SUMÁRIO: 1. Introdução – 2. Licitação e procedimento: 2.1 Princípio da obrigatoriedade de licitação e seu caráter pétreo, 2.2 Princípio da necessidade de contratação, 2.3 Distinções necessárias, 2.4 Síntese das definições – 3. Modalidades licitatórias: licitação em sentido estrito – 4. Inadequação sintática do art. 24: 4.1 procedimento licitatório simplificado, 4.2 contratação direta – 5. Conclusão – 6. Referências Bibliográficas.


1.Introdução

A atual dogmática jurídica do Direito Administrativo brasileiro adota o entendimento de que a contratação direta constitui verdadeira exceção ao princípio constitucional da obrigatoriedade de prévio procedimento licitatório nas contratações realizadas pelo Poder Público. A Carta Magna adotou a obrigatoriedade de licitação no sentido de princípio condicionado ao dispor que o conhecimento de tal fenômeno jurídico, num caso concreto, depende da inexistência de previsão legal que especifique hipóteses onde a sua realização não é devida, é o que prescreve o art. 37, XXI, in verbis:

Ressalvados os casos especificados na legislação, as obras, serviços, compras e alienações serão contratados mediante processo de licitação pública que assegure igualdade de condições a todos os concorrentes, com cláusulas que estabeleçam obrigações de pagamento, mantidas as condições efetivas da proposta, nos termos da lei, o qual somente permitirá as exigências de qualificação técnica e econômica indispensáveis à garantia do cumprimento das obrigações.

A lei 8.666/93, Lei de Licitações e Contratos Administrativos (LLC), especifica as situações em que a Administração Pública está autorizada a não realizar a licitação, seja em decorrência de sua inviabilidade (os casos de licitação dispensada – art. 17, I e II e licitação dispensável art. 24 e incisos) [01] ou por não existir possibilidade de competição (inexigibilidade de licitação – art. 26). Porém, o Estatuto Licitatório não contemplou a disposição constante do seu diploma antecessor, o Decreto-Lei 2.300/86, o qual estabelecia expressamente hipótese em que a licitação era vedada.

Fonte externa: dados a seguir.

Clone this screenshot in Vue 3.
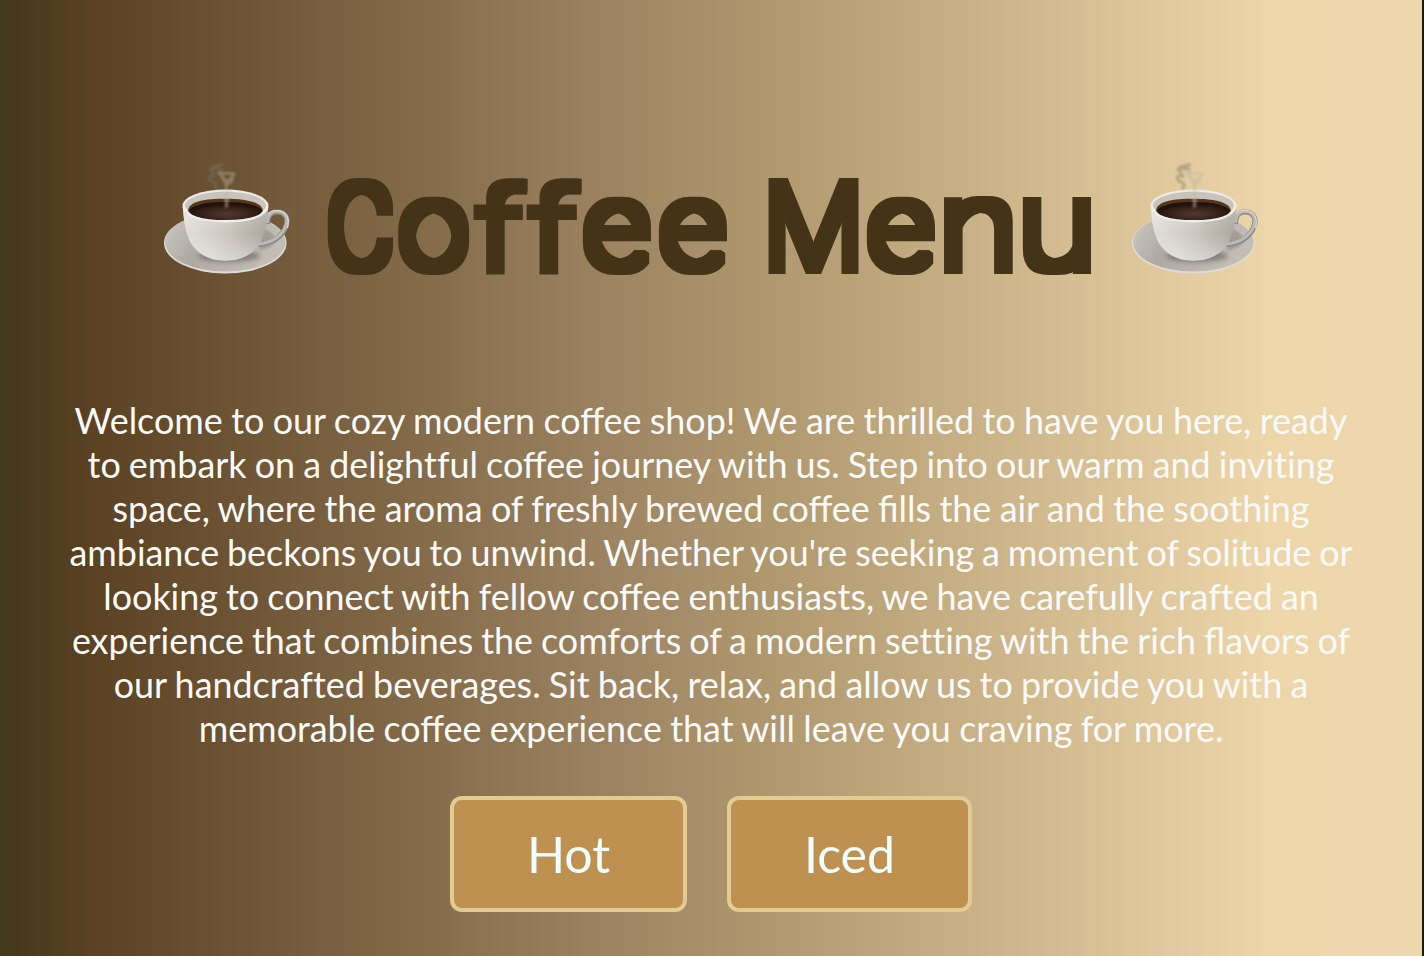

O instituto jurídico da contratação direta, por sua vez, é tido como a súmula que engloba os casos em que a lei prescreve a dispensabilidade ou inexigibilidade de licitação. Convém ratificar que essas hipóteses configuram uma excepcionalidade a uma regra (obrigatoriedade de licitação). Com isso, a boa hermenêutica jurídica impõe que tais normas devem ser interpretadas restritivamente.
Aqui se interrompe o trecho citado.